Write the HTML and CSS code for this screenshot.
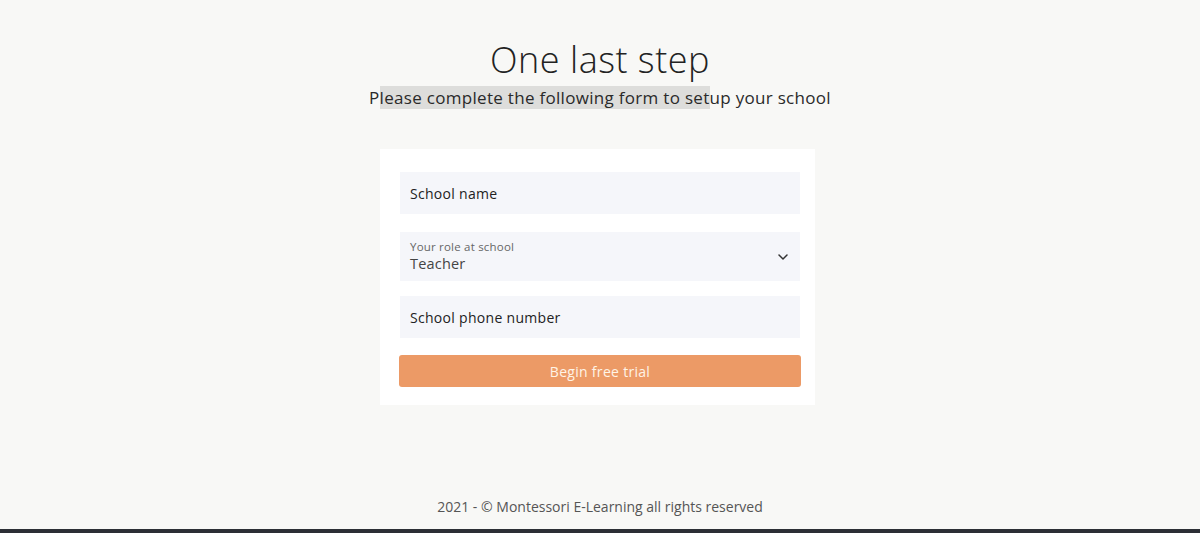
FILE: index.html
```html
<!DOCTYPE html>
<html lang="en">
<head>
<meta charset="utf-8">
<title>One last step</title>
<link rel="stylesheet" href="styles.css">
</head>
<body>
<div class="page">
  <main class="main">
    <h1 class="title">One last step</h1>
    <p class="subtitle">P<span class="sel">lease complete the following form to set</span>up your school</p>
    <form class="card">
      <div class="field"><span class="field-text">School name</span></div>
      <div class="field select">
        <div class="select-body">
          <span class="field-label">Your role at school</span>
          <span class="field-value">Teacher</span>
        </div>
        <svg class="chev" width="10" height="6" viewBox="0 0 10 6"><path d="M1 1l4 4 4-4" fill="none" stroke="#333" stroke-width="1.5" stroke-linecap="round" stroke-linejoin="round"/></svg>
      </div>
      <div class="field phone"><span class="field-text">School phone number</span></div>
      <button type="button" class="btn">Begin free trial</button>
    </form>
  </main>
  <footer class="footer">2021 - © Montessori E-Learning all rights reserved</footer>
  <div class="bottom-bar"></div>
</div>
</body>
</html>
```

FILE: styles.css
```css
* { box-sizing: border-box; }
html, body { margin: 0; padding: 0; }
body {
  background: #f8f8f6;
  font-family: "Open Sans", "Liberation Sans", sans-serif;
  color: #222;
}
.page {
  height: 533px;
  display: flex;
  flex-direction: column;
}
.main {
  flex: 1;
  display: flex;
  flex-direction: column;
  align-items: center;
}
.title {
  margin: 38px 0 0;
  font-size: 36px;
  font-weight: 300;
  line-height: 44px;
  color: #222;
  letter-spacing: 0.5px;
}
.subtitle {
  margin: 3px 0 0;
  font-size: 17px;
  line-height: 25px;
  color: #2a2a2a;
  letter-spacing: 0.3px;
}
.sel { background: #dddddb; }
.card {
  margin-top: 39px;
  width: 435px;
  margin-left: -5px;
  background: #fff;
  padding: 23px 15px 18px 19px;
  display: flex;
  flex-direction: column;
  gap: 18px;
}
.field {
  background: #f5f6fa;
  height: 42px;
  display: flex;
  align-items: center;
  padding: 0 10px;
  width: 400px;
  margin-left: 1px;
}
.field-text { font-size: 14px; color: #222; letter-spacing: 0.3px; }
.select { height: 49px; justify-content: space-between; padding-right: 12px; }
.phone { margin-top: -3px; }
.select-body { display: flex; flex-direction: column; }
.field-label { font-size: 11.5px; color: #666; line-height: 14px; letter-spacing: 0.2px; }
.field-value { font-size: 14.5px; color: #444; line-height: 20px; letter-spacing: 0.2px; }
.btn {
  margin-top: -1px;
  height: 32px;
  width: 402px;
  border: 0;
  border-radius: 3px;
  background: #ec9a66;
  color: #fff4e6;
  font-family: inherit;
  font-size: 14px;
  letter-spacing: 0.3px;
}
.footer {
  text-align: center;
  font-size: 14px;
  color: #555;
  padding-bottom: 13px;
}
.bottom-bar { height: 4px; background: #2c2f35; }
```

__Brief__:
Would you set down the listing exactly, omitting pictures?

__The result__:
Write the HTML and CSS code for this screenshot.
FILE: index.html
```html
<!DOCTYPE html>
<html lang="en">
<head>
<meta charset="utf-8">
<title>One last step</title>
<link rel="stylesheet" href="styles.css">
</head>
<body>
<div class="page">
  <main class="main">
    <h1 class="title">One last step</h1>
    <p class="subtitle">P<span class="sel">lease complete the following form to set</span>up your school</p>
    <form class="card">
      <div class="field"><span class="field-text">School name</span></div>
      <div class="field select">
        <div class="select-body">
          <span class="field-label">Your role at school</span>
          <span class="field-value">Teacher</span>
        </div>
        <svg class="chev" width="10" height="6" viewBox="0 0 10 6"><path d="M1 1l4 4 4-4" fill="none" stroke="#333" stroke-width="1.5" stroke-linecap="round" stroke-linejoin="round"/></svg>
      </div>
      <div class="field phone"><span class="field-text">School phone number</span></div>
      <button type="button" class="btn">Begin free trial</button>
    </form>
  </main>
  <footer class="footer">2021 - © Montessori E-Learning all rights reserved</footer>
  <div class="bottom-bar"></div>
</div>
</body>
</html>
```

FILE: styles.css
```css
* { box-sizing: border-box; }
html, body { margin: 0; padding: 0; }
body {
  background: #f8f8f6;
  font-family: "Open Sans", "Liberation Sans", sans-serif;
  color: #222;
}
.page {
  height: 533px;
  display: flex;
  flex-direction: column;
}
.main {
  flex: 1;
  display: flex;
  flex-direction: column;
  align-items: center;
}
.title {
  margin: 38px 0 0;
  font-size: 36px;
  font-weight: 300;
  line-height: 44px;
  color: #222;
  letter-spacing: 0.5px;
}
.subtitle {
  margin: 3px 0 0;
  font-size: 17px;
  line-height: 25px;
  color: #2a2a2a;
  letter-spacing: 0.3px;
}
.sel { background: #dddddb; }
.card {
  margin-top: 39px;
  width: 435px;
  margin-left: -5px;
  background: #fff;
  padding: 23px 15px 18px 19px;
  display: flex;
  flex-direction: column;
  gap: 18px;
}
.field {
  background: #f5f6fa;
  height: 42px;
  display: flex;
  align-items: center;
  padding: 0 10px;
  width: 400px;
  margin-left: 1px;
}
.field-text { font-size: 14px; color: #222; letter-spacing: 0.3px; }
.select { height: 49px; justify-content: space-between; padding-right: 12px; }
.phone { margin-top: -3px; }
.select-body { display: flex; flex-direction: column; }
.field-label { font-size: 11.5px; color: #666; line-height: 14px; letter-spacing: 0.2px; }
.field-value { font-size: 14.5px; color: #444; line-height: 20px; letter-spacing: 0.2px; }
.btn {
  margin-top: -1px;
  height: 32px;
  width: 402px;
  border: 0;
  border-radius: 3px;
  background: #ec9a66;
  color: #fff4e6;
  font-family: inherit;
  font-size: 14px;
  letter-spacing: 0.3px;
}
.footer {
  text-align: center;
  font-size: 14px;
  color: #555;
  padding-bottom: 13px;
}
.bottom-bar { height: 4px; background: #2c2f35; }
```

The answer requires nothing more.